Flume – Architecture:
Simplest unit in Flume deployment is a Flume Agent. It is a java process that runs Sources and Sinks which are connected by channels. We can receive data from one agent and send to other agents which means we can connect one agent to one or more agents. By this chain of agents, we can move data from one location to another.
By having many agents, we can receive data from application servers and write that data to HDFS or Hbase, by this it is possible to scale number of servers and amount of data written to HDFS just by adding more flume agents.
The data in Flume is represented as Events which are nothing but a simple data structures having a body and a set of headers. The body of the event is a byte array that usually is the payload that Flume is transporting. The headers are represented as a map with string keys and string values.
Headers are not meant to transfer data, but for routing purposes and to keep track of priority, severity of events being sent, etc. The headers can be used to add event IDs or UUIDs to events as well
Each Flume agent has three components: source, channel and sink. The source is used for getting events into the Flume agent, while the sink is used for removing the events from the agent and forwarding them to the next agent in the topology, or to HDFS, HBase, Solr, etc.
The channel acts like a buffer which stores data that the source has received, until a sink has successfully written the data out to the next hop or the eventual destination. Let us see each individual component.
Sources are components which receive data from other applications. There are sources which produce data their own, they are only used for testing purpose. They can listen to 1 or more network ports and receive data or can read data from local filesystem also. A source can write to 1 or more channels and it can also replicate the events to all or some of the channels.
Channels are components which receive data from source and it writes data to sinks. Multiple sources can write the data to the same channel and multiple sinks can read that data. But each sink can read exactly a specific event from one channel.
Sinks reads the events from the channels and removes it from the channel. They push events to the next hop or final destination. Once the data is safely placed in the next hop or destination then the sinks inform that to channels via transaction commit and then that events are deleted from the channels.
The basic architecture of the Flume agent can be seen as,
Sources writes the data into channels using channel processors, interceptors and selectors. Each and every source has its own channel processor, which takes the task given by the source and then passes that task or events to one or more interceptors. Interceptors read the event and modify or drop the event based on some criteria like regex. We can have multiple interceptors which are called in the order in which they are defined. This can be called as chain-of-responsibility design pattern. Then we pass that list of events generated by interceptor chain to channel selector. The selectors decide which channels attached to this source each event be written to.

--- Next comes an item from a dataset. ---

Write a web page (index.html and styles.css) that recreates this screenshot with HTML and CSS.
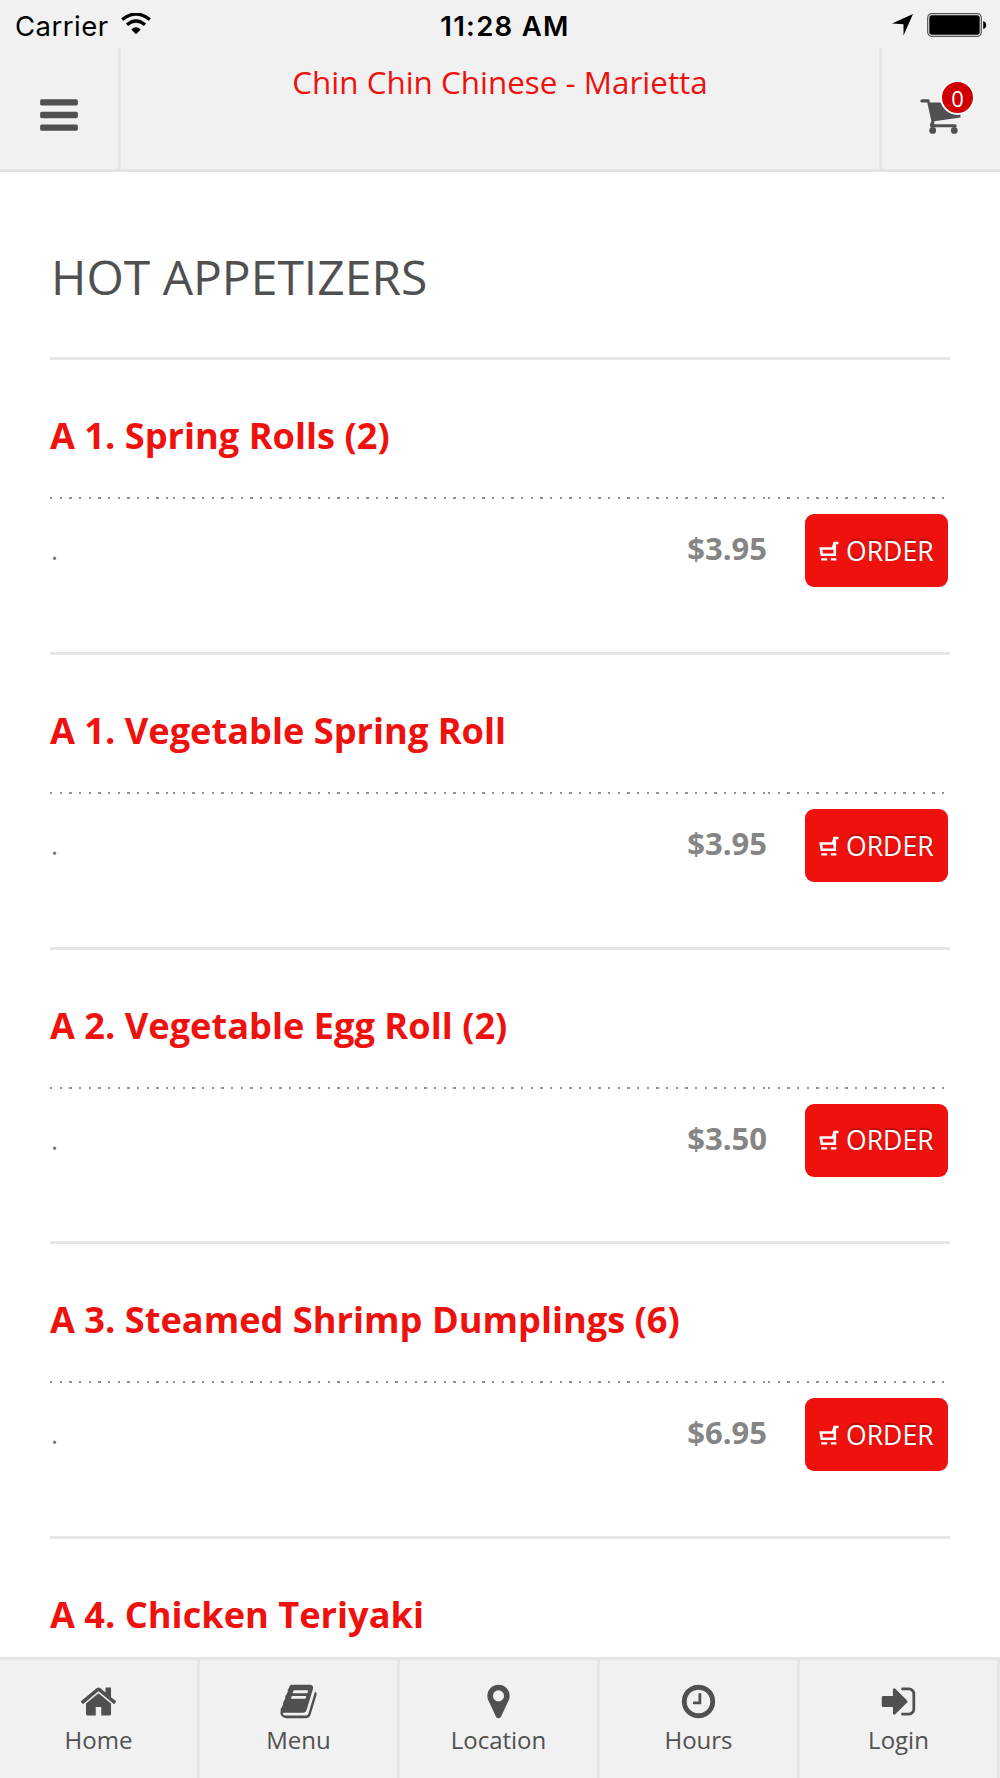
FILE: index.html
```html
<!DOCTYPE html>
<html lang="en">
<head>
  <meta charset="UTF-8" />
  <meta name="viewport" content="width=device-width, initial-scale=1" />
  <title>Chin Chin Chinese - Marietta</title>
  <link rel="stylesheet" href="styles.css">
</head>
<body>

<!-- Icons -->
<svg class="sprite" xmlns="http://www.w3.org/2000/svg">
  <symbol id="bars" viewBox="0 0 1792 1792"><path d="M1664 1344v128q0 26-19 45t-45 19h-1408q-26 0-45-19t-19-45v-128q0-26 19-45t45-19h1408q26 0 45 19t19 45zm0-512v128q0 26-19 45t-45 19h-1408q-26 0-45-19t-19-45v-128q0-26 19-45t45-19h1408q26 0 45 19t19 45zm0-512v128q0 26-19 45t-45 19h-1408q-26 0-45-19t-19-45v-128q0-26 19-45t45-19h1408q26 0 45 19t19 45z"/></symbol>
  <symbol id="cart" viewBox="0 0 44 44">
    <path d="M3 6.200h7.200l.7 3.200H41.500V24.500L15.300 28.200v3h20.900q1.500 0 1.500 1.500t-1.500 1.500H12.500q-2 0-1.500-2.600l1.400-3.400L8.300 9.500H3q-1.700 0-1.700-1.600T3 6.200z"/>
    <circle cx="13.700" cy="37.400" r="3.400"/>
    <circle cx="35.300" cy="37.400" r="3.400"/>
  </symbol>
  <symbol id="home" viewBox="0 0 1792 1792"><path d="M1472 992v480q0 26-19 45t-45 19h-384v-384h-256v384h-384q-26 0-45-19t-19-45v-480q0-1 .5-3t.5-3l575-474 575 474q1 2 1 6zm223-69l-62 74q-8 9-21 11h-3q-13 0-21-7l-692-577-692 577q-12 8-24 7-13-2-21-11l-62-74q-8-10-7-23.5t11-21.5l719-599q32-26 76-26t76 26l244 204v-195q0-14 9-23t23-9h192q14 0 23 9t9 23v408l219 182q10 8 11 21.5t-7 23.5z"/></symbol>
  <symbol id="book" viewBox="0 0 1792 1792"><path d="M1703 478q40 57 18 129l-275 906q-19 64-76.5 107.5t-122.5 43.5h-923q-77 0-148.5-53.5t-99.5-131.5q-24-67-2-127 0-4 3-27t4-37q1-8-3-21.5t-3-19.5q2-11 8-21t16.5-23.5 16.5-23.5q23-38 45-91.5t30-91.5q3-10 .5-30t-.5-28q3-11 17-28t17-23q21-36 42-92t25-90q1-9-2.5-32t.5-28q4-13 22-30.5t22-22.5q19-26 42.5-84.5t27.5-96.5q1-8-3-25.5t-2-26.5q2-8 9-18t18-23 17-21q8-12 16.5-30.5t15-35 16-36 19.5-32 26.5-23.5 36-11.5 47.5 5.5l-1 3q38-9 51-9h761q74 0 114 56t18 130l-274 906q-36 119-71.5 153.5t-128.5 34.5h-869q-27 0-38 15-11 16-1 43 24 70 144 70h923q29 0 56-15.5t35-41.5l300-987q7-22 5-57 38 15 59 43zm-1064 2q-4 13 2 22.5t20 9.5h608q13 0 25.5-9.5t16.5-22.5l21-64q4-13-2-22.5t-20-9.5h-608q-13 0-25.5 9.5t-16.5 22.5zm-83 256q-4 13 2 22.5t20 9.5h608q13 0 25.5-9.5t16.5-22.5l21-64q4-13-2-22.5t-20-9.5h-608q-13 0-25.5 9.5t-16.5 22.5z"/></symbol>
  <symbol id="marker" viewBox="0 0 1792 1792"><path d="M1152 640q0-106-75-181t-181-75-181 75-75 181 75 181 181 75 181-75 75-181zm256 0q0 109-33 179l-364 774q-16 33-47.5 52t-67.5 19-67.5-19-46.5-52l-365-774q-33-70-33-179 0-212 150-362t362-150 362 150 150 362z"/></symbol>
  <symbol id="clock" viewBox="0 0 1792 1792"><path d="M1024 544v448q0 14-9 23t-23 9h-320q-14 0-23-9t-9-23v-64q0-14 9-23t23-9h224v-352q0-14 9-23t23-9h64q14 0 23 9t9 23zm416 352q0-148-73-273t-198-198-273-73-273 73-198 198-73 273 73 273 198 198 273 73 273-73 198-198 73-273zm224 0q0 209-103 385.5t-279.5 279.5-385.5 103-385.5-103-279.5-279.5-103-385.5 103-385.5 279.5-279.5 385.5-103 385.5 103 279.5 279.5 103 385.5z"/></symbol>
  <symbol id="login" viewBox="0 0 1792 1792"><path d="M1312 896q0 26-19 45l-544 544q-19 19-45 19t-45-19-19-45v-288h-448q-26 0-45-19t-19-45v-384q0-26 19-45t45-19h448v-288q0-26 19-45t45-19 45 19l544 544q19 19 19 45zm352-352v704q0 119-84.5 203.5t-203.5 84.5h-320q-13 0-22.5-9.5t-9.5-22.5q0-4-1-20t-.5-26.5 3-23.5 10-19.5 20.5-6.5h320q66 0 113-47t47-113v-704q0-66-47-113t-113-47h-312l-11.5-1-11.5-3-8-5.5-7-9-2-13.5q0-4-1-20t-.5-26.5 3-23.5 10-19.5 20.5-6.5h320q119 0 203.5 84.5t84.5 203.5z"/></symbol>
  <symbol id="trolley" viewBox="0 0 20 20">
    <path d="M19.500 2h-4l-1.400 5M.5 7.500h14M1.800 7.500l1 6.300h13V2.500" fill="none" stroke="#fff" stroke-width="2.600"/>
    <path d="M2.200 17.200h6v2.400h-6zM11.800 17.200h5.600v2.400h-5.600z"/>
  </symbol>
</svg>

<div class="status-bar">
  <div class="carrier">
    <span>Carrier</span>
    <svg class="wifi" viewBox="0 0 30 22">
      <path d="M1.1 6.6Q15-4.600 28.900 6.600M6 11.800Q15 4.200 24 11.800" fill="none" stroke="#000" stroke-width="3.200"/>
      <path d="M10.300 16.400Q15 12 19.700 16.400L15 21.200z"/>
    </svg>
  </div>
  <div class="time">11:28 AM</div>
  <div class="indicators">
    <svg class="arrow" viewBox="0 0 21 22"><path d="M21 0L11.500 21.500V10.300L0 9.500z"/></svg>
    <svg class="battery" viewBox="0 0 60 24">
      <rect x=".7" y=".7" width="53.600" height="22.600" rx="4" fill="none" stroke="#555" stroke-width="1.200"/>
      <rect x="2.300" y="2.300" width="50.400" height="19.400" rx="2.500"/>
      <path d="M56.200 8q3 1 3 4t-3 4z"/>
    </svg>
  </div>
</div>

<header>
  <button class="header-btn menu-btn"><svg class="icon"><use href="#bars"/></svg></button>
  <h1>Chin Chin Chinese - Marietta</h1>
  <button class="header-btn cart-btn">
    <svg class="icon"><use href="#cart"/></svg>
    <span class="badge">0</span>
  </button>
</header>

<main>
  <h2>HOT APPETIZERS</h2>

  <section class="item">
    <h3>A 1. Spring Rolls (2)</h3>
    <div class="item-row">
      <p>.</p>
      <span class="price">$3.95</span>
      <button class="order"><svg><use href="#trolley"/></svg>ORDER</button>
    </div>
  </section>
  <section class="item">
    <h3>A 1. Vegetable Spring Roll</h3>
    <div class="item-row">
      <p>.</p>
      <span class="price">$3.95</span>
      <button class="order"><svg><use href="#trolley"/></svg>ORDER</button>
    </div>
  </section>
  <section class="item">
    <h3>A 2. Vegetable Egg Roll (2)</h3>
    <div class="item-row">
      <p>.</p>
      <span class="price">$3.50</span>
      <button class="order"><svg><use href="#trolley"/></svg>ORDER</button>
    </div>
  </section>
  <section class="item">
    <h3>A 3. Steamed Shrimp Dumplings (6)</h3>
    <div class="item-row">
      <p>.</p>
      <span class="price">$6.95</span>
      <button class="order"><svg><use href="#trolley"/></svg>ORDER</button>
    </div>
  </section>
  <section class="item">
    <h3>A 4. Chicken Teriyaki</h3>
  </section>
</main>

<nav>
  <a><svg class="icon"><use href="#home"/></svg>Home</a>
  <a><svg class="icon"><use href="#book"/></svg>Menu</a>
  <a><svg class="icon"><use href="#marker"/></svg>Location</a>
  <a><svg class="icon"><use href="#clock"/></svg>Hours</a>
  <a><svg class="icon"><use href="#login"/></svg>Login</a>
</nav>

</body>
</html>
```

FILE: styles.css
```css
* {
  box-sizing: border-box;
}

body {
  font-family: 'Open Sans', sans-serif;
  margin: 0;
  height: 1778px;
  display: flex;
  flex-direction: column;
  overflow: hidden;
  background-color: #fff;
  color: #505050;
}

h1, h2, h3, p {
  margin: 0;
}

button {
  font-family: inherit;
  border: none;
  background: none;
  padding: 0;
}

.sprite {
  display: none;
}

.icon {
  display: block;
  fill: #505050;
}

/* Status bar */
.status-bar {
  flex: none;
  height: 48px;
  padding: 0 13px 0 15px;
  display: grid;
  grid-template-columns: 1fr auto 1fr;
  background-color: #f1f1f1;
  color: #000;
  font-family: Inter, sans-serif;
  font-size: 27.5px;
  line-height: 52px;
}

.carrier {
  display: flex;
  letter-spacing: 0.5px;
}

.wifi {
  width: 30px;
  height: 22px;
  margin: 13px 0 0 12px;
}

.time {
  font-weight: 600;
  letter-spacing: 1.3px;
  margin-left: 8px;
}

.indicators {
  display: flex;
  justify-content: flex-end;
}

.arrow {
  width: 21px;
  height: 22px;
  margin: 14px 14px 0 0;
}

.battery {
  width: 60px;
  height: 24px;
  margin-top: 13px;
}

/* Header */
header {
  flex: none;
  height: 124px;
  display: flex;
  background-color: #f1f1f1;
  border-bottom: 3px solid #e4e4e4;
}

header h1 {
  flex: 1;
  text-align: center;
  font-size: 31.4px;
  font-weight: 400;
  line-height: 68px;
  color: #ee110d;
}

.header-btn {
  position: relative;
  width: 121px;
}

.header-btn .icon {
  width: 44px;
  height: 44px;
}

.menu-btn {
  border-right: 3px solid #e6e6e6;
  padding: 13px 0 0 37px;
}

.cart-btn {
  border-left: 3px solid #e6e6e6;
  padding: 13px 0 0 37px;
}

.badge {
  position: absolute;
  left: 58px;
  top: 32px;
  width: 35px;
  height: 35px;
  border: 2px solid #fff;
  border-radius: 50%;
  background-color: #d00000;
  color: #fff;
  font-size: 22px;
  line-height: 32px;
}

/* Menu list */
main {
  flex: 1;
  min-height: 0;
  overflow: hidden;
  padding: 0 50px;
}

h2 {
  height: 185.4px;
  padding: 72px 0 0 1px;
  font-size: 48px;
  font-weight: 400;
  line-height: 66px;
}

.item {
  height: 294.7px;
  border-top: 3px solid #e6e6e6;
  padding-top: 50px;
}

.item h3 {
  font-size: 36.2px;
  font-weight: 700;
  line-height: 50px;
  color: #ee110d;
}

/* dotted leader above the price row */
.item-row {
  display: flex;
  align-items: flex-start;
  margin-top: 37px;
  padding: 17px 2px 0 0;
  background-image:
    repeating-linear-gradient(90deg, #909090 0 2.4px, transparent 2.4px 9.667px),
    repeating-linear-gradient(90deg, #909090 0 2.4px, transparent 2.4px 9.667px),
    repeating-linear-gradient(90deg, #909090 0 2.4px, transparent 2.4px 9.667px);
  background-size: 122px 2px, 592px 2px, 177px 2px;
  background-position: 0 0, 123.3px 0, 717.7px 0;
  background-repeat: no-repeat;
}

.item-row p {
  flex: 1;
  padding-left: 1px;
  font-size: 27px;
  line-height: 72px;
  color: #777;
}

.price {
  margin-right: 38px;
  font-size: 31px;
  font-weight: 700;
  line-height: 68px;
  color: #858585;
}

.order {
  display: flex;
  align-items: center;
  width: 143px;
  height: 73px;
  padding-left: 14px;
  border-radius: 9px;
  background-color: #ee110d;
  color: #fff;
  font-size: 26.6px;
  text-shadow: 0 -2px 1px rgba(0, 0, 0, 0.25);
}

.order svg {
  width: 20px;
  height: 20px;
  margin-right: 7px;
  fill: #fff;
}

/* Bottom nav */
nav {
  flex: none;
  height: 121px;
  display: grid;
  grid-template-columns: repeat(5, 1fr);
  background-color: #f1f1f1;
  border-top: 3px solid #e4e4e4;
}

nav a {
  display: flex;
  flex-direction: column;
  align-items: center;
  padding-top: 21.7px;
  border-right: 3px solid #e6e6e6;
  font-size: 24px;
  line-height: 38px;
}

nav .icon {
  width: 39px;
  height: 39px;
}
```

They apply some filtering type of criteria about which channels are required and optional. A failure when writing a required channel causes the processor to throw a “ChannelException” error which indicates the source to retry the event. If a failure happens to optional channel, then it is ignored. Once all the events are written successfully then the processor indicates success to the source and sends an acknowledgement to the source that sent the event and continues to accept more events. This can be shown in below image,
So let us summarize the flow of flume agent,
The source receives or produces the data and writes it to one or more channels and then one or more sinks reads that data from the channel and sends to next agent or final destination. The duration by which the data resides in the channel depends on the durability guarantees of the channel.